“O homem só existe para ser ultrapassado.”
(Nietzsche – ‘Assim falava Zaratustra’)
Temos uma população invisível se movendo nos subterrâneos sociais como um rio de larvas ardentes sem rumo, perdendo sua forma a cada curva e se refazendo ou se dividindo sem uma direção definida. Difícil é a caminhada em busca da cidadania. Tortuoso é o caminho de volta ao convívio social. Dolorosa é a desterritorialização do sujeito enquanto preso.
O trabalho de recondução e reeducação do homem preso não é um trabalho inócuo. É uma tarefa dantesca oferecer possibilidades para o homem se reconstruir, mas a resposta final é libertadora. Vivem sinuosamente buscando rumos e identidades, tentando como seres errantes se recompor a cada momento, sinalizando de forma constante que são seres possíveis.
Essa população invisível, que é o preso e a sua família, seres destituídos de identidade social positiva, vive à margem das grandes certezas, são vistos como refugo. Quando são percebidos no contexto social, ainda que invisíveis, vivem nas fronteiras da casualidade, da razão e do tempo, sujeitos de uma história sem final definido, em que o direito de volta à convivência social soa como uma ode ao mal.
São seres em busca de suas verdades, exorcizando os seus medos, refazendo-se todo dia como fênix para não se pulverizarem diante da não-aceitação dos seus semelhantes.
Somos todos seres duais, bons e maus, alegres e tristes, fortes e fracos, possíveis e impossíveis. Carregamos em nós todos os males e todas as glórias.
O sistema carcerário, se assim o quisesse, utilizando as ferramentas necessárias poderia oferecer ao cidadão preso um local de resgate interior, de encontros possíveis consigo mesmo, de descobertas de potencialidades, de reflexões profundas, de escolhas diferenciadas, de novas opções e possibilidades.
É necessário perceber essa população que, a seu modo, pede socorro, pede urgência em se tornar possível. É necessário exercitar a tolerância e a percepção do bem em meio ao caos para que possamos construir uma interface com o que não conhecemos, para que possamos avançar como seres solares, iluminados pela luz do conhecimento.

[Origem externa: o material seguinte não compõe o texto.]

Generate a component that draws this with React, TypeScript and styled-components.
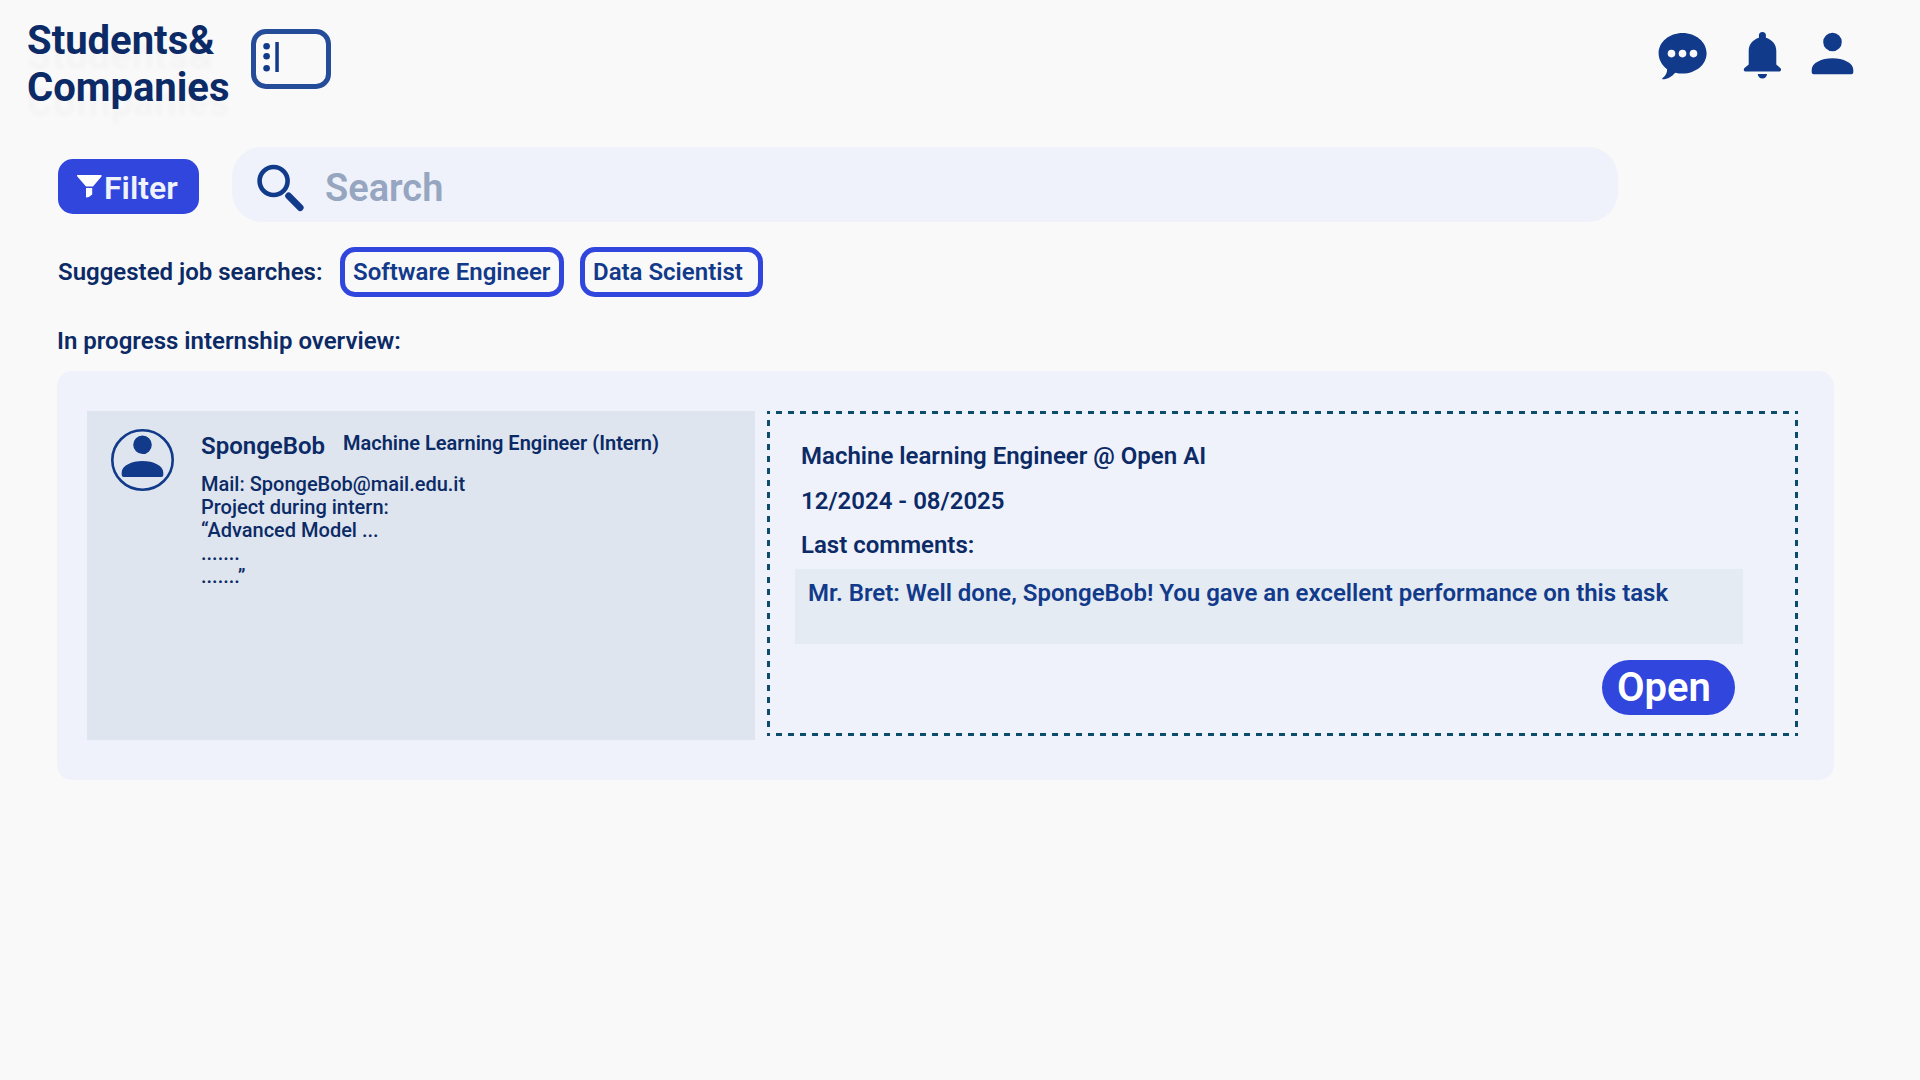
import React from "react";
import styled, { createGlobalStyle } from "styled-components";

const navy = "#0b2a66";
const blue = "#123a8b";
const accent = "#3046dc";
const surface = "#eff2fa";
const dash = "#0b4d6b";

const GlobalStyle = createGlobalStyle`
  * { box-sizing: border-box; }
  body { margin: 0; background: #f9f9f9; font-family: Roboto, sans-serif; font-weight: 600; color: ${navy}; }
`;

const Page = styled.div`
  width: 1920px;
  height: 1080px;
  overflow: hidden;
  background: #f9f9f9;
`;

const Header = styled.header`
  display: flex;
  height: 147px;
  padding: 17px 67px 0 27px;
`;

const Brand = styled.h1`
  margin: 0;
  width: 224px;
  font-size: 40px;
  font-weight: 700;
  line-height: 47px;
  text-shadow: 0 15px 4px rgba(0, 0, 0, 0.022);
`;

const MenuButton = styled.div`
  width: 80px;
  height: 60px;
  margin-top: 12px;
  border: 5px solid #244c99;
  border-radius: 15px;
`;

const Actions = styled.nav`
  display: flex;
  align-items: flex-start;
  margin-left: auto;
  padding-top: 15px;
`;

const Icon = styled.svg<{ $gap?: number }>`
  display: block;
  flex: none;
  overflow: visible;
  fill: ${blue};
  margin-left: ${(p) => p.$gap ?? 0}px;
`;

const SearchRow = styled.div`
  display: flex;
  align-items: center;
  gap: 33px;
  padding-left: 58px;
`;

const FilterButton = styled.button`
  display: flex;
  align-items: center;
  width: 141px;
  height: 55px;
  margin: 4px 0 0;
  padding: 0 0 0 19px;
  border: 0;
  border-radius: 15px;
  background: ${accent};
  color: ${surface};
  font: 600 32px/38px Roboto, sans-serif;
`;

const FilterLabel = styled.span`
  margin-left: 2px;
  padding-top: 2px;
`;

const SearchBox = styled.div`
  display: flex;
  align-items: center;
  width: 1386px;
  height: 75px;
  padding: 5px 0 0 25px;
  border-radius: 30px;
  background: ${surface};
  color: #96a5c0;
  font-size: 38px;
  line-height: 44px;
`;

const SearchLabel = styled.span`
  margin-left: 21px;
  padding-top: 2px;
`;

const Suggestions = styled.div`
  display: flex;
  align-items: center;
  margin: 25px 0 0 58px;
  font-size: 24px;
  line-height: 28px;
`;

const SuggestionsLabel = styled.span`
  width: 282px;
`;

const Chip = styled.span<{ $width: number }>`
  width: ${(p) => p.$width}px;
  height: 50px;
  margin-right: 16px;
  padding: 6px 0 0 8px;
  border: 5px solid ${accent};
  border-radius: 15px;
  color: ${blue};
  white-space: nowrap;
`;

const SectionTitle = styled.h2`
  margin: 30px 0 0 57px;
  font-size: 24px;
  font-weight: 600;
  line-height: 28px;
`;

const Panel = styled.section`
  display: flex;
  align-items: flex-start;
  gap: 12px;
  width: 1777px;
  height: 409px;
  margin: 16px 0 0 57px;
  padding: 40px 30px;
  border-radius: 15px;
  background: ${surface};
`;

const Student = styled.article`
  display: flex;
  gap: 27px;
  width: 668px;
  height: 329px;
  padding: 18px 0 0 24px;
  background: #dee5ee;
`;

const StudentHead = styled.div`
  display: flex;
  align-items: flex-start;
  gap: 18px;
  height: 42px;
`;

const Name = styled.span`
  padding-top: 3px;
  font-size: 24px;
  line-height: 28px;
`;

const Role = styled.span`
  padding-top: 3px;
  font-size: 20px;
  line-height: 23px;
`;

const Details = styled.p`
  margin: 2px 0 0;
  font-size: 20px;
  font-weight: 500;
  line-height: 23px;
`;

const rowDashes = `repeating-linear-gradient(90deg, ${dash} 0 3px, transparent 3px 8.988px, ${dash} 8.988px 11.988px)`;
const columnDashes = `repeating-linear-gradient(180deg, ${dash} 0 3px, transparent 3px 9.037px, ${dash} 9.037px 12.037px)`;

const Job = styled.article`
  display: flex;
  flex-direction: column;
  width: 1031px;
  height: 325px;
  padding: 31px 0 0 28px;
  background:
    ${rowDashes} top / 100% 3px no-repeat,
    ${rowDashes} bottom / 100% 3px no-repeat,
    ${columnDashes} left / 3px 100% no-repeat,
    ${columnDashes} right / 3px 100% no-repeat;
`;

const JobLine = styled.p<{ $height: number }>`
  margin: 0 0 0 6px;
  height: ${(p) => p.$height}px;
  font-size: 24px;
  line-height: 28px;
`;

const Comment = styled.div`
  width: 948px;
  height: 75px;
  padding: 10px 0 0 13px;
  background: #e4ebf2;
  color: ${blue};
  font-size: 24px;
  line-height: 28px;
`;

const OpenButton = styled.button`
  width: 133px;
  height: 55px;
  margin: 16px 0 0 807px;
  padding: 0 0 0 15px;
  border: 0;
  border-radius: 28px;
  background: ${accent};
  color: #fff;
  font: 600 40px/55px Roboto, sans-serif;
  text-align: left;
`;

const personPath =
  "M20.8 0a9.3 9.3 0 1 1 0 18.6a9.3 9.3 0 0 1 0-18.6zM0 37C0 30 10 25.5 20.8 25.5S41.6 30 41.6 37V39.500q0 2-2 2H2q-2 0-2-2z";

export default function App() {
  return (
    <Page>
      <GlobalStyle />
      <Header>
        <Brand>Students&amp;<br />Companies</Brand>
        <MenuButton>
          <Icon width="70" height="50">
            <circle cx="10.600" cy="12.200" r="3.300" />
            <circle cx="10.600" cy="22.200" r="3.300" />
            <circle cx="10.600" cy="34.200" r="3.300" />
            <rect x="19.300" y="8" width="3.500" height="30" />
          </Icon>
        </MenuButton>
        <Actions>
          <Icon width="48" height="48" viewBox="-0.600 0 48 48">
            <path
              d="M24 1C37.200 1 48 10 48 21.300S37.200 41.600 24 41.600c-2.500 0-5-.3-7.200-.9C13 44.500 9 47.300 4.300 47.300c-.8 0-1-.8-.3-1.300 3-2 4.800-5.500 4.500-8.700C3.500 33.500 0 27.700 0 21.300 0 10 10.800 1 24 1z"
            />
            <g fill="#f9f9f9">
              <circle cx="12.900" cy="21.600" r="3.800" />
              <circle cx="23.900" cy="21.600" r="3.800" />
              <circle cx="34.900" cy="21.600" r="3.800" />
            </g>
          </Icon>
          <Icon width="37" height="48" $gap={38}>
            <path d="M14.900 5.800V3.600a3.500 3.500 0 0 1 7 0V5.800C28 7.600 32.300 12.500 32.300 18.800V32.500L36.300 35.900C37.700 37.500 37 39.600 34.800 39.600H2C-.2 39.600-.9 37.500 .5 35.900L4.700 32.500V18.800C4.700 12.500 9 7.600 14.900 5.800zM13.800 42h9.200c0 2.700-2 4.600-4.600 4.600s-4.600-1.900-4.600-4.600z" />
          </Icon>
          <Icon width="42" height="42" $gap={30}>
            <path transform="translate(.7 .7)" d={personPath} />
          </Icon>
        </Actions>
      </Header>

      <SearchRow>
        <FilterButton>
          <Icon width="25" height="23" viewBox="0 0 25 23">
            <path fill="#fff" d="M0 0H24.500V1.500L16 11.500H9L.3 1.500zM9 13H15.200V19.500Q13 22 9 22.500z" />
          </Icon>
          <FilterLabel>Filter</FilterLabel>
        </FilterButton>
        <SearchBox>
          <Icon width="47" height="47">
            <circle cx="16.600" cy="17" r="14" fill="none" stroke={blue} strokeWidth="4.600" />
            <path d="M31.600 31.900L43.200 43.600" stroke={blue} strokeWidth="6.800" strokeLinecap="round" />
          </Icon>
          <SearchLabel>Search</SearchLabel>
        </SearchBox>
      </SearchRow>

      <Suggestions>
        <SuggestionsLabel>Suggested job searches:</SuggestionsLabel>
        <Chip $width={224}>Software Engineer</Chip>
        <Chip $width={183}>Data Scientist</Chip>
      </Suggestions>

      <SectionTitle>In progress internship overview:</SectionTitle>

      <Panel>
        <Student>
          <Icon width="63" height="62">
            <ellipse cx="31.500" cy="31" rx="30.200" ry="29.700" fill="none" stroke={blue} strokeWidth="2.600" />
            <path transform="translate(10.700 6.500)" d={personPath} />
          </Icon>
          <div>
            <StudentHead>
              <Name>SpongeBob</Name>
              <Role>Machine Learning Engineer (Intern)</Role>
            </StudentHead>
            <Details>
              Mail: SpongeBob@mail.edu.it<br />
              Project during intern:<br />
              “Advanced Model ...<br />
              .......<br />
              .......”
            </Details>
          </div>
        </Student>
        <Job>
          <JobLine $height={45}>Machine learning Engineer @ Open AI</JobLine>
          <JobLine $height={44}>12/2024 - 08/2025</JobLine>
          <JobLine $height={38}>Last comments:</JobLine>
          <Comment>Mr. Bret: Well done, SpongeBob! You gave an excellent performance on this task</Comment>
          <OpenButton>Open</OpenButton>
        </Job>
      </Panel>
    </Page>
  );
}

Nômades, desenraizados e desterritorializados, buscamos, contra a correnteza, alcançar novas possibilidades sociais. Querem ser desmistificados, descodificados. Não querem se cristalizar como seres excluídos e marginalizados pelo sistema. Querem sensibilizar os incrédulos, querem firmar parcerias e intersecções positivas, intercambiar conhecimentos.
Familiares e presos vivem andando de leve em areia movediça, buscando a cada passo a tranquilidade devida para não afundar, para que não nos desviem do caminho que nos reconduzirá ao respeito social.
Todos, presos e suas famílias, fazem parte do contexto histórico do país ao qual pertencemos. Todos contribuem, de sua forma, para construir uma identidade histórica e, tanto quanto quaisquer brasileiros são raízes matriciais deste país. Devem, através do Estado, obter ferramentas que os capacitem e os preparem para contribuir e participar da construção de um país melhor e de aprender uma nova forma de se relacionar com a sociedade.